Following a meeting with the district magistrate on March 22, Portel announced that further work on the project will be on hold till the implementing agencies have resolved the public grievances caused by alleged faulty laying of pipes.

Speaking to Outlook, Mahendra P Lama, a professor at the School of International Studies at Jawaharlal Nehru University, New Delhi, and the founding vice-chancellor of Sikkim University, who is originally from Darjeeling, says that the blame for Darjeeling’s water scarcity is a crisis created by poor management and “should lie squarely on the West Bengal government".


Lama adds the existing distribution system is largely made of what was constructed during the colonial period. "Nothing significant has been added since Independence,” he says. He added that two important interventions had been made, one in the shape of the project to pump water from Balason River and the other is the AMRUT project, but neither project was treated seriously.

“The Balason River Project has been inaugurated thrice but till today, no one has seen even a drop of water from it.
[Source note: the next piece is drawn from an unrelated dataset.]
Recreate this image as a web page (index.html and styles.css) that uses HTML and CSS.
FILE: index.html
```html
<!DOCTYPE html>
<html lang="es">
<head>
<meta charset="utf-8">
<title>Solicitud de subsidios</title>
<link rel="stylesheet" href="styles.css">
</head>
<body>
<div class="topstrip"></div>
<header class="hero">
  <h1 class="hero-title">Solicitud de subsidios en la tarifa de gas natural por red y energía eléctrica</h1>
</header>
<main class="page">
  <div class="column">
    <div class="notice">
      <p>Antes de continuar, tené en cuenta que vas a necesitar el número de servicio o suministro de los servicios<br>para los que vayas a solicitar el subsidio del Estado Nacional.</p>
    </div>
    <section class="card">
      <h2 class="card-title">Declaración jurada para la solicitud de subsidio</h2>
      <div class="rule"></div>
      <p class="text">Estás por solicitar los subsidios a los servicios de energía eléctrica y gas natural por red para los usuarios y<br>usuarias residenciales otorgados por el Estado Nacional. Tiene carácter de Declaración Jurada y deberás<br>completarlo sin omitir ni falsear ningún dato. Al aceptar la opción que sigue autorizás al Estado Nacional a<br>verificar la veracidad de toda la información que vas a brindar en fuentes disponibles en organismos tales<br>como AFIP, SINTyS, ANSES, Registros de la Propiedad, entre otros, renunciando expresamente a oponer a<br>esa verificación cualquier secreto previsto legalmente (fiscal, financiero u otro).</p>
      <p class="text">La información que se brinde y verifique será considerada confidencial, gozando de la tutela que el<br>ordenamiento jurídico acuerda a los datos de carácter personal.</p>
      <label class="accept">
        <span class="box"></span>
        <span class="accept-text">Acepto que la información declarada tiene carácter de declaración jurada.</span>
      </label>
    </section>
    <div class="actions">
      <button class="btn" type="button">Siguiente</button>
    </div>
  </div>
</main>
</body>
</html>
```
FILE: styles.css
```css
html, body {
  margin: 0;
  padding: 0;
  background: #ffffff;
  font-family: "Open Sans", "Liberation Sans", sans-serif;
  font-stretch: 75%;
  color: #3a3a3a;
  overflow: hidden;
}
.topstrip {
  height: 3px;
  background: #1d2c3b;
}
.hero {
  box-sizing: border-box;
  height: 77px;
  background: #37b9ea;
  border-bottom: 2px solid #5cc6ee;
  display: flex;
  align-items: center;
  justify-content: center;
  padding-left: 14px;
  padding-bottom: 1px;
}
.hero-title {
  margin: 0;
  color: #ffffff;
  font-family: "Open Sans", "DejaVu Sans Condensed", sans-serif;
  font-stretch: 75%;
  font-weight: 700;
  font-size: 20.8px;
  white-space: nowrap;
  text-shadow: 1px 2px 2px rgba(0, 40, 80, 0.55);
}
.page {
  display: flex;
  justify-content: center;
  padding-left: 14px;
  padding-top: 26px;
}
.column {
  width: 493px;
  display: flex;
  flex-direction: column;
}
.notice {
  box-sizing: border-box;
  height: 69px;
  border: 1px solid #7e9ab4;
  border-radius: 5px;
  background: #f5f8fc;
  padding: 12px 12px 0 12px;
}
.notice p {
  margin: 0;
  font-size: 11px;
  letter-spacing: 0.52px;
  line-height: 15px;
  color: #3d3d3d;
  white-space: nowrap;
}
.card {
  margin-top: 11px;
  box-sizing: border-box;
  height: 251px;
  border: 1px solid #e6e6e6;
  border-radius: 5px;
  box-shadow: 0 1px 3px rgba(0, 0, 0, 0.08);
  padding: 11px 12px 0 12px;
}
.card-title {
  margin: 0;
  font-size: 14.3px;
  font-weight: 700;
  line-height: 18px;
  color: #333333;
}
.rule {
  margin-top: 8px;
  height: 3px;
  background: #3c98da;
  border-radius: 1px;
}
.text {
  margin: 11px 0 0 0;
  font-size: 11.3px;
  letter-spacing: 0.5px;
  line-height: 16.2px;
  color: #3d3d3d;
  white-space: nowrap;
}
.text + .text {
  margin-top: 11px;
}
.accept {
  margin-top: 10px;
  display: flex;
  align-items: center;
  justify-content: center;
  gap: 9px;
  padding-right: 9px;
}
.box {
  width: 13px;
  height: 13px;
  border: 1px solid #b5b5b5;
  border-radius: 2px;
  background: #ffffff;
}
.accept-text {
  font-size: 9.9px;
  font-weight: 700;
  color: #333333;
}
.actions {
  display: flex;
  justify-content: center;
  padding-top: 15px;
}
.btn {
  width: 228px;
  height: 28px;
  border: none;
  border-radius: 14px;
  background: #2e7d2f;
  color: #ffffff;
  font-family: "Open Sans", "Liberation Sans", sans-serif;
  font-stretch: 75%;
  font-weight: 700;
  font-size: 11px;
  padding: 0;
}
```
In the AMRUT project, the quality of materials used, the execution, the way the pipes have been laid...are all indicative of a forthcoming disaster. The lack of engineering skills displayed by the implementing agencies is beyond imagination. This construction will not last even for a decade,” he says. 
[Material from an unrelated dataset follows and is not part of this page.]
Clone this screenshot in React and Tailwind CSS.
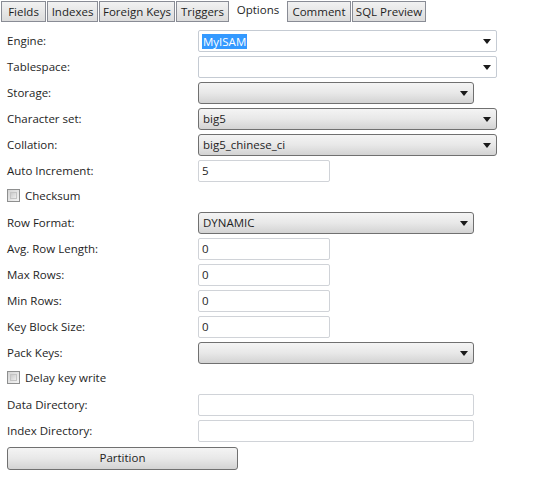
import React from "react";

const font = { fontFamily: '"Open Sans", "Noto Sans", sans-serif' };

const tabs = [
  { name: "Fields", w: "w-[45px]" },
  { name: "Indexes", w: "w-[51px]" },
  { name: "Foreign Keys", w: "w-[76px]" },
  { name: "Triggers", w: "w-[53px]" },
  { name: "Options", w: "w-[56px]", active: true },
  { name: "Comment", w: "w-[64px]" },
  { name: "SQL Preview", w: "w-[74px]" },
];

const Arrow = () => (
  <svg width="8" height="5" viewBox="0 0 8 5" className="shrink-0">
    <path d="M0 0h8L4 5z" fill="#1a1a1a" />
  </svg>
);

// editable combo (white box)
const EditCombo = ({ value, selected }) => (
  <div className="flex h-[22px] w-[299px] items-center justify-between rounded-[2px] border border-[#c5cbd3] bg-white pl-[3px] pr-[5px]">
    <span className={selected ? "bg-[#3399ff] px-[1px] leading-[15px] text-white" : ""}>
      {value}
    </span>
    <Arrow />
  </div>
);

// read-only combo (button look)
const Combo = ({ value, wide }) => (
  <div
    className={`flex h-[22px] items-center justify-between rounded-[3px] border border-[#707070] bg-gradient-to-b from-[#f4f4f4] via-[#e8e8e8] to-[#d3d3d3] pl-[4px] pr-[5px] ${
      wide ? "w-[299px]" : "w-[276px]"
    }`}
  >
    <span>{value}</span>
    <Arrow />
  </div>
);

const TextBox = ({ value, wide }) => (
  <div
    className={`flex h-[22px] items-center rounded-[2px] border border-[#d0d3d8] bg-white px-[3px] ${
      wide ? "w-[276px]" : "w-[132px]"
    }`}
  >
    {value}
  </div>
);

const Row = ({ label, children }) => (
  <div className="flex h-[26px] items-center">
    <div className="w-[191px]">{label}</div>
    {children}
  </div>
);

const Check = ({ label }) => (
  <div className="flex h-[26px] items-start pt-[3px]">
    <div className="flex items-center gap-[5px]">
      <div className="h-[13px] w-[13px] border border-[#8e8f8f] bg-gradient-to-br from-[#d4d4d4] to-[#f4f4f4] p-[2px]">
        <div className="h-full w-full border border-[#c4c4c4] bg-gradient-to-br from-[#cbcbcb] to-[#ededed]" />
      </div>
      <span>{label}</span>
    </div>
  </div>
);

export default function App() {
  return (
    <div className="h-[495px] w-[555px] bg-white text-[11.5px] text-[#1e1e1e]" style={font}>
      {/* tab strip */}
      <div className="flex h-[22px] items-end gap-[1px] pl-[1px]">
        {tabs.map((t) =>
          t.active ? (
            <div key={t.name} className={`${t.w} flex h-[22px] items-center justify-center bg-white pb-[2px]`}>
              {t.name}
            </div>
          ) : (
            <div
              key={t.name}
              className={`${t.w} flex h-[21px] items-center justify-center whitespace-nowrap border border-[#898c95] bg-gradient-to-b from-[#f2f2f2] to-[#dcdcdc]`}
            >
              {t.name}
            </div>
          )
        )}
      </div>

      <div className="pl-[7px] pt-[6px]">
        <Row label="Engine:">
          <EditCombo value="MyISAM" selected />
        </Row>
        <Row label="Tablespace:">
          <EditCombo value="" />
        </Row>
        <Row label="Storage:">
          <Combo value="" />
        </Row>
        <Row label="Character set:">
          <Combo value="big5" wide />
        </Row>
        <Row label="Collation:">
          <Combo value="big5_chinese_ci" wide />
        </Row>
        <Row label="Auto Increment:">
          <TextBox value="5" />
        </Row>
        <Check label="Checksum" />
        <Row label="Row Format:">
          <Combo value="DYNAMIC" />
        </Row>
        <Row label="Avg. Row Length:">
          <TextBox value="0" />
        </Row>
        <Row label="Max Rows:">
          <TextBox value="0" />
        </Row>
        <Row label="Min Rows:">
          <TextBox value="0" />
        </Row>
        <Row label="Key Block Size:">
          <TextBox value="0" />
        </Row>
        <Row label="Pack Keys:">
          <Combo value="" />
        </Row>
        <Check label="Delay key write" />
        <Row label="Data Directory:">
          <TextBox value="" wide />
        </Row>
        <Row label="Index Directory:">
          <TextBox value="" wide />
        </Row>
        <div className="flex h-[26px] items-center pt-[2px]">
          <button className="flex h-[23px] w-[231px] items-center justify-center rounded-[3px] border border-[#707070] bg-gradient-to-b from-[#f4f4f4] via-[#e8e8e8] to-[#d3d3d3]">
            Partition
          </button>
        </div>
      </div>
    </div>
  );
}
For a long-term solution to the problem, Lama adds that the people with greater expertise must be involved in the planning stage.

About solving the crisis outside Darjeeling municipal area, the Gorkhaland Territorial Administration (GTA) had sent a proposal to the Union government for a Rs 750 crore project. Nothing has been heard of it since then. While the GTA board at that time had finished its tenure and the institution was being run by administrators appointed by the state government, the newly elected GTA body is expected to take up the matter. 

However, with the Bharatiya Janata Party in Darjeeling boycotting the GTA election and refusing to give the semi-autonomous body any legitimacy, whether the Union government would respond to any fresh proposal for funds from the GTA remains to be seen.